§ **Instruction**
Print exactly the lines that run from the line containing "Write a component" to the line containing "const [globally, setGlobally]", both included, and nothing else; pictures stay out.

(Dataset excerpt)

::::

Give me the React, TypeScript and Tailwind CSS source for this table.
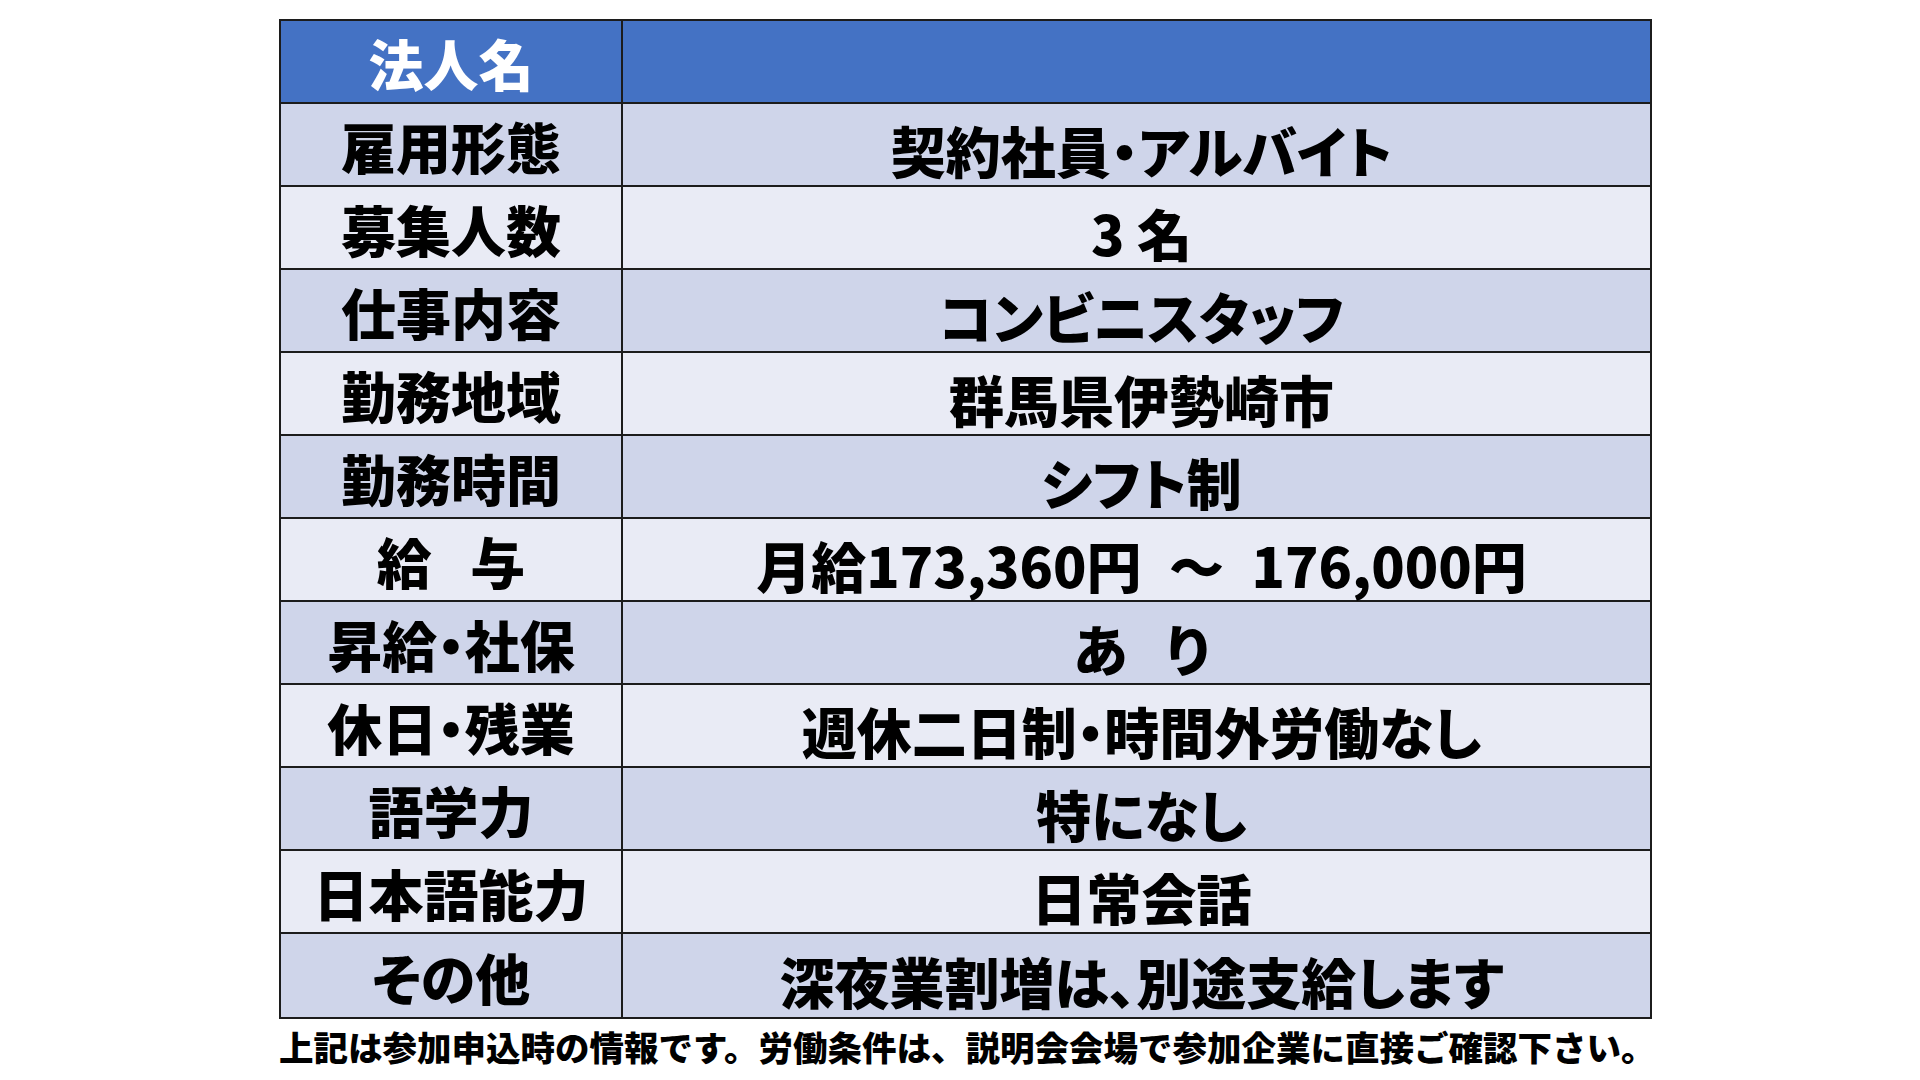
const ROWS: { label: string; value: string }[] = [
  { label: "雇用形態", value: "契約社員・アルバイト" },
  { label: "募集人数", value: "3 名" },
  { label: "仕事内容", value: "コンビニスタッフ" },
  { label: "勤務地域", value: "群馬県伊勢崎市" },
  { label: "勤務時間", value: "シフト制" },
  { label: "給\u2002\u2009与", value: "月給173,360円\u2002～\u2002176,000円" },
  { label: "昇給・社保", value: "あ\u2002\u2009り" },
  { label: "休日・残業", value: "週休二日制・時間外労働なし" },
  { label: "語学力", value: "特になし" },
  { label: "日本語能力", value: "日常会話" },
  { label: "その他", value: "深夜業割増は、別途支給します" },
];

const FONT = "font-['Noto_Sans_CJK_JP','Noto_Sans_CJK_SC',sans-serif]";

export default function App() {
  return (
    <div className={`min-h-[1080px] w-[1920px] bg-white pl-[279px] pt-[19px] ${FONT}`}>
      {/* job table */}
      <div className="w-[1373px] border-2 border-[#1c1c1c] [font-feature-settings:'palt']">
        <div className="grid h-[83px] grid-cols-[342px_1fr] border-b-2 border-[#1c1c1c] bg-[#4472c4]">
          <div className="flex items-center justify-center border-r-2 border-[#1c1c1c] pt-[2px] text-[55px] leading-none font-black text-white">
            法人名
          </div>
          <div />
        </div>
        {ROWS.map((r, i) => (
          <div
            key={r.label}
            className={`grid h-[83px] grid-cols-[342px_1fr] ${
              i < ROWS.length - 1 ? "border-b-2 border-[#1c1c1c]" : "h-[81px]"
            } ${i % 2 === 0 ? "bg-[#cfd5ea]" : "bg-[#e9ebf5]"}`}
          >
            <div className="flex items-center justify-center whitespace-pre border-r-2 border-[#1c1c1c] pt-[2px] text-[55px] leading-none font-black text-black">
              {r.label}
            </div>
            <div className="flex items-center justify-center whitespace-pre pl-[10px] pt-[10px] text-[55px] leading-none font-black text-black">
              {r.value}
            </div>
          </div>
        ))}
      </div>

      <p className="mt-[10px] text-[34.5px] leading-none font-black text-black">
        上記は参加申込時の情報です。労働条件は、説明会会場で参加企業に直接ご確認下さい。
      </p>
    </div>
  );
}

::::

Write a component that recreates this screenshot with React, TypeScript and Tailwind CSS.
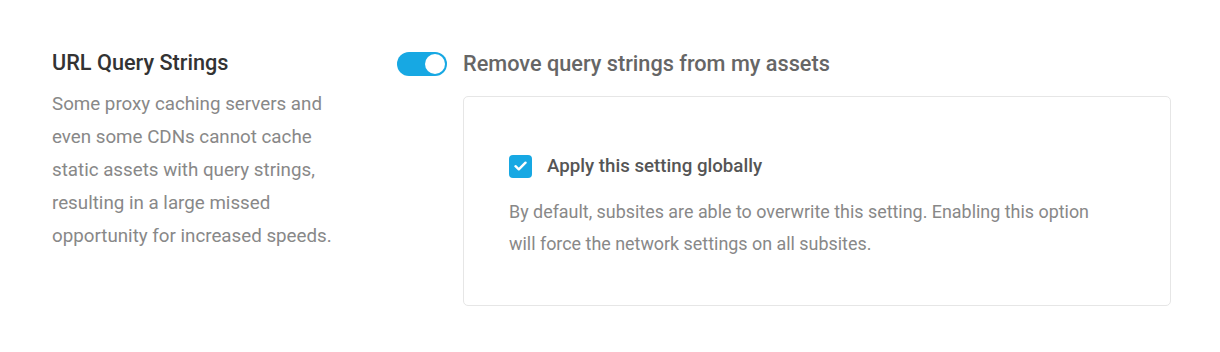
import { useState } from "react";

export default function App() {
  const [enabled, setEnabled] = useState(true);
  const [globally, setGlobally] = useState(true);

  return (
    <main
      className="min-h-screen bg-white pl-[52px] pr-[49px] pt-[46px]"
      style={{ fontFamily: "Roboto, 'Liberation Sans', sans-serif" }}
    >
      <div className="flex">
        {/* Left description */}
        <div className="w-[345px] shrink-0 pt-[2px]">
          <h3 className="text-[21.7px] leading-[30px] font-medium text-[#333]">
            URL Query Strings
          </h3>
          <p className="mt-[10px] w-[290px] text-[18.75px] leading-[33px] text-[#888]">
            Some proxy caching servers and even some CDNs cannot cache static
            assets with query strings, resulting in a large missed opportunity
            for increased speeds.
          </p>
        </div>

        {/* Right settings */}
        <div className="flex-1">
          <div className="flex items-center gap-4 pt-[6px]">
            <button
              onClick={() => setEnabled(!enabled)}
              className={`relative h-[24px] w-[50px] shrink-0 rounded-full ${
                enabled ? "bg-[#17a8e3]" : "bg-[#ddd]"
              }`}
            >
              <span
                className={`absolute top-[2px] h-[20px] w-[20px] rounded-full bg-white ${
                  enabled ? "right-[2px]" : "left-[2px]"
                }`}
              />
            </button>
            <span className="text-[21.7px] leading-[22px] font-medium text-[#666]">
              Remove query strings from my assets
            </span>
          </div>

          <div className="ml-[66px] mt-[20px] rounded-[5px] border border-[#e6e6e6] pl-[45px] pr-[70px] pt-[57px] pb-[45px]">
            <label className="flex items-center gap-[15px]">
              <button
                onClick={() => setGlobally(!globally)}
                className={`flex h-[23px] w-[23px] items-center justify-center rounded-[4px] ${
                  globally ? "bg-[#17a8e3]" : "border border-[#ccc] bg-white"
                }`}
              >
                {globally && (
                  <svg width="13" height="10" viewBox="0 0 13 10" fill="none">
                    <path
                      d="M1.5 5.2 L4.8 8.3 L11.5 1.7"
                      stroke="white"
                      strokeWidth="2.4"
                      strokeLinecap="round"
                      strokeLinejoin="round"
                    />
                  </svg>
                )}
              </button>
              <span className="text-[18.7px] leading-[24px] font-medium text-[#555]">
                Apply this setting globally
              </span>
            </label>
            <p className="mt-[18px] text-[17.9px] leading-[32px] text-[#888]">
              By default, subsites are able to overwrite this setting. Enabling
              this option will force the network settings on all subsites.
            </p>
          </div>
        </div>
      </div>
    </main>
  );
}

::::

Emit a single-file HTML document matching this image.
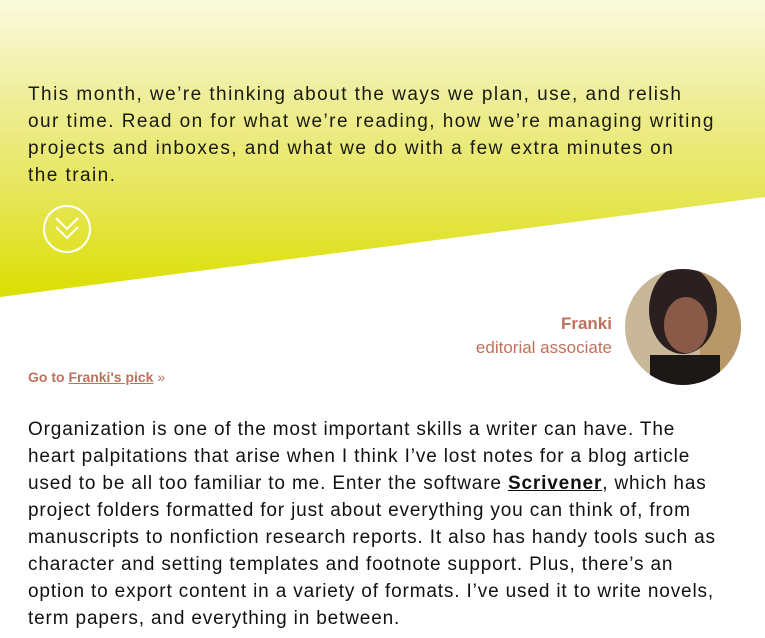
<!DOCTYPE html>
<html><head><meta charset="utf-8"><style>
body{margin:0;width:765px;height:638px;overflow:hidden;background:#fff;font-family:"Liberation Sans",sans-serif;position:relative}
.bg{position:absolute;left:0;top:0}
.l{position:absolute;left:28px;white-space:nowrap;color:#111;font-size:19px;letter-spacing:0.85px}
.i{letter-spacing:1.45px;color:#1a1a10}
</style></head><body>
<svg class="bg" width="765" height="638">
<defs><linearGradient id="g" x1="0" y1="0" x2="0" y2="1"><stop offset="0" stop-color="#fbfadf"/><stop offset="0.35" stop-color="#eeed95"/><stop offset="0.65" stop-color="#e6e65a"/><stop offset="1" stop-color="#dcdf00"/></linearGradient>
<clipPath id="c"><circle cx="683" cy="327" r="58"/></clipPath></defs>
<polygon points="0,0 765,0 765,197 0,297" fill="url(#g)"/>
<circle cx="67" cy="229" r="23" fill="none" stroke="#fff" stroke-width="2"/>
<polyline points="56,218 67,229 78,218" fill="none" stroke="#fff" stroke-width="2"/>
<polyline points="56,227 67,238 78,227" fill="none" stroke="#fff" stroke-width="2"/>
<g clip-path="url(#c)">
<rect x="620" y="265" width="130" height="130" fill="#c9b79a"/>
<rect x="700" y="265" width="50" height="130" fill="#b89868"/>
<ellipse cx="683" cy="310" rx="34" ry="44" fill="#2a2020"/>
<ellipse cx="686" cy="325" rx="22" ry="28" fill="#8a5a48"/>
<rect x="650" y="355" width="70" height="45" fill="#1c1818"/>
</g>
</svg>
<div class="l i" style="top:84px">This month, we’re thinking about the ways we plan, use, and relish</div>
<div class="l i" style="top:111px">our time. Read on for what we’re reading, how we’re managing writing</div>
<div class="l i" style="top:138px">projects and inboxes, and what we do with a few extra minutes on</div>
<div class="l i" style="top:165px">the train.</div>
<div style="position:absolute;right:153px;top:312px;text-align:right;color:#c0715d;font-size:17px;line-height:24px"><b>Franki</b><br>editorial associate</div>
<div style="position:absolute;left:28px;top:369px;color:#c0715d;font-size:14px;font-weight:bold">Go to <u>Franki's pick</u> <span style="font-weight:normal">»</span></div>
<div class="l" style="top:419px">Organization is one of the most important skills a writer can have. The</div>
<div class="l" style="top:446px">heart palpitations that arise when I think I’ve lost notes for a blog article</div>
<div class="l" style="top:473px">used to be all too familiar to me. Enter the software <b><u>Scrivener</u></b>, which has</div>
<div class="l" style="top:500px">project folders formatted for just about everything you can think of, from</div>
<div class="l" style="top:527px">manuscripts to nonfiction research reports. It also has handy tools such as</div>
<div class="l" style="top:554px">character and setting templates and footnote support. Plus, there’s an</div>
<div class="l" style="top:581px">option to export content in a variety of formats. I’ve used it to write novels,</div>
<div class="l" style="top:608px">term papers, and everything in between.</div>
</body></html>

::::

§ **Exercise output**
Write a component that recreates this screenshot with React, TypeScript and Tailwind CSS.
import { useState } from "react";

export default function App() {
  const [enabled, setEnabled] = useState(true);
  const [globally, setGlobally] = useState(true);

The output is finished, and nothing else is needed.